My claim in the earlier post about for-profit corporations was that describing them as having religious views requires immediate recourse to talking about the natural persons behind the corporate veil. Hobby Lobby “has a religion” only in the sense that the Green family has that religion. Licensing the view that closely-held corporations can “have religions” is always going to require talking about the natural persons who are the majority shareholders of such corporations. If a CHC goes public or is sold to another private owner, or if the next generation of majority shareholders reject their parents’ religion, the corporation’s religion will disappear. The responsibility to shareholders endures– I can’t inherit my parent’s majority share in a CHC and decide that I just feel like wasting the corporation’s assets.
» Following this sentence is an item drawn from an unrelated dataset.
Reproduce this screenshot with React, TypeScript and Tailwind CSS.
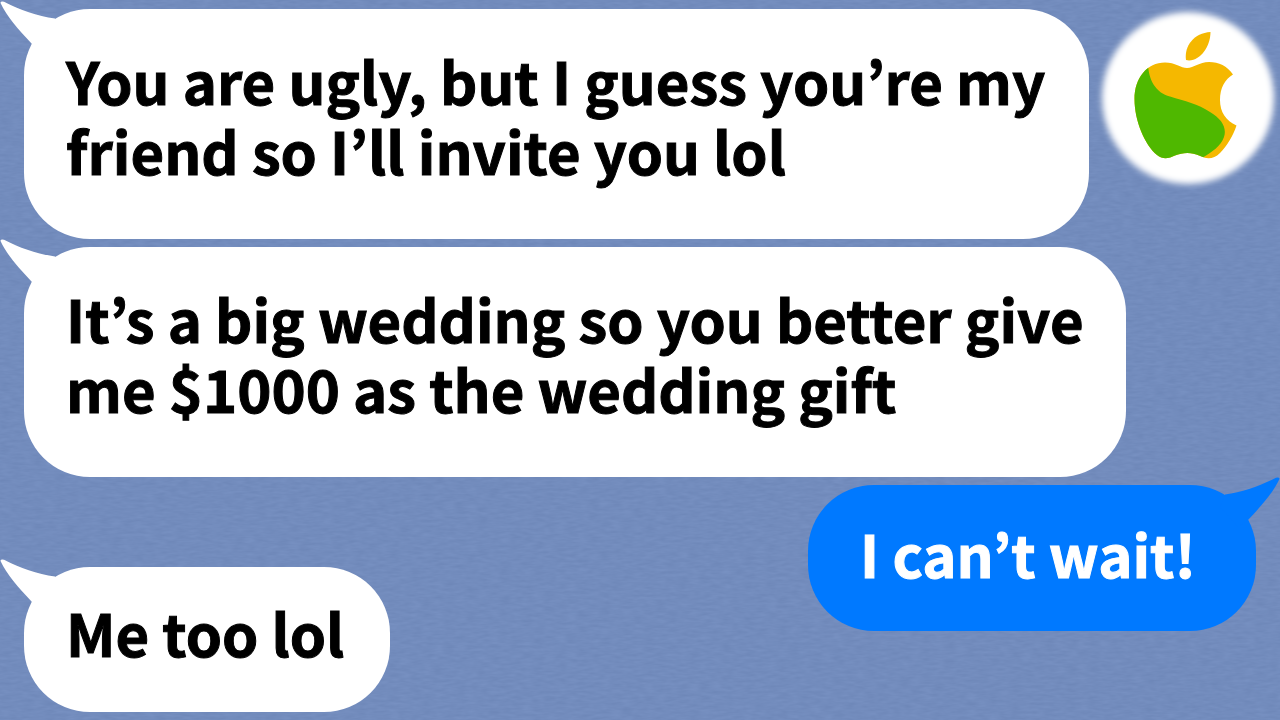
import clsx from "clsx";

type Message = {
  text: string;
  className: string;
};

const invite: Message = {
  text: "You are ugly, but I guess you’re my\nfriend so I’ll invite you lol",
  className: "pt-9 pr-11 pb-[54px] pl-[42px]",
};

const gift: Message = {
  text: "It’s a big wedding so you better give\nme $1000 as the wedding gift",
  className: "pt-9 pr-[42px] pb-[54px] pl-[42px]",
};

const reply: Message = {
  text: "I can’t wait!",
  className: "pt-[33px] pr-[60px] pb-[43px] pl-[52px]",
};

const closing: Message = {
  text: "Me too lol",
  className: "pt-[30px] pr-[46px] pb-[45px] pl-[42px]",
};

function Bubble({ message, mine = false }: { message: Message; mine?: boolean }) {
  return (
    <article
      className={clsx(
        "relative w-fit rounded-[66px] text-[58px] leading-[70px] font-bold [-webkit-text-stroke:1px]",
        mine ? "bg-[#0079ff] text-white" : "bg-white text-black",
        message.className
      )}
    >
      <svg
        viewBox="0 0 60 50"
        aria-hidden="true"
        className={clsx(
          "absolute -top-2 h-[50px] w-[60px]",
          mine ? "-right-6 -scale-x-100 fill-[#0079ff]" : "-left-6 fill-white"
        )}
      >
        <path d="M.4 1.8Q1 -.2 4 .7C20 9 37 15 55 17.4L60 30L42 50L31.5 42.5C18 28 7 16 .4 1.8Z" />
      </svg>
      <p className="whitespace-pre">{message.text}</p>
    </article>
  );
}

function Avatar() {
  return (
    <svg
      viewBox="0 0 190 190"
      role="img"
      aria-label="Apple avatar"
      className="h-[190px] w-[190px] shrink-0"
    >
      <defs>
        <filter id="soft" x="-10%" y="-10%" width="120%" height="120%">
          <feGaussianBlur stdDeviation="3" />
        </filter>
        <clipPath id="apple">
          <path d="M97 68C91 68 85 62.5 75 62.5C57 62.5 44.500 78 44.500 99C44.500 121 55 145 67 155C73 160 79 158.500 85 155.500C93 152 102 152 109 155.500C116 159 123 160 130 153C137 146 143 136 146.500 125.500C136 121 130 112 130 100C130 88 135 79 143 74.500C137 66 129 62 119 62C109 62 104 68 97 68Z" />
        </clipPath>
      </defs>
      <circle cx="98" cy="98" r="86" fill="#fff" filter="url(#soft)" />
      <path
        d="M96 60C94 46 104 33 120.500 32C120.500 46 111 60 99 60.500Z"
        fill="#f5b800"
      />
      <g clipPath="url(#apple)">
        <rect x="40" y="58" width="112" height="106" fill="#f5b800" />
        <path
          d="M58 62C58 80 66 93 80 96.500C95 101 108 104 120 112C132 119 137 128 134 137C131 146 122 152 112 158L104 164H40V62Z"
          fill="#4fb800"
        />
      </g>
    </svg>
  );
}

function Wallpaper() {
  return (
    <svg aria-hidden="true" className="absolute inset-0 -z-10 h-full w-full">
      <filter id="grain" x="0" y="0" width="100%" height="100%" colorInterpolationFilters="sRGB">
        <feTurbulence type="fractalNoise" baseFrequency="0.09 0.35" numOctaves="2" seed="4" />
        <feColorMatrix values="0.05 0 0 0 0.424  0.05 0 0 0 0.523  0.05 0 0 0 0.715  0 0 0 0 1" />
      </filter>
      <rect width="100%" height="100%" filter="url(#grain)" />
    </svg>
  );
}

export default function App() {
  return (
    <main className="relative isolate flex min-h-screen flex-col gap-2 overflow-hidden bg-[#738cbd] px-6 font-['Noto_Sans_CJK_JP','Noto_Sans',sans-serif]">
      <Wallpaper />
      <div className="-mr-6 flex items-start justify-between">
        <div className="pt-[9px]">
          <Bubble message={invite} />
        </div>
        <Avatar />
      </div>
      <Bubble message={gift} />
      <div className="flex justify-end">
        <Bubble message={reply} mine />
      </div>
      <div className="-mt-[72px]">
        <Bubble message={closing} />
      </div>
    </main>
  );
}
But there’s no institutional responsibility to maintain the religion, the way that there is for an official in a church. (Again, this is probably different for benefit corporations, but they’re an exception.) (See also.)

Non-profit corporations do, and for-profit corporations don’t, have an impersonal, institutional, potentially perpetual commitment to moral/ social/ religious purposes. To say that a CHC has such a commitment is very different; it’s only a personal commitment among the majority shareholders.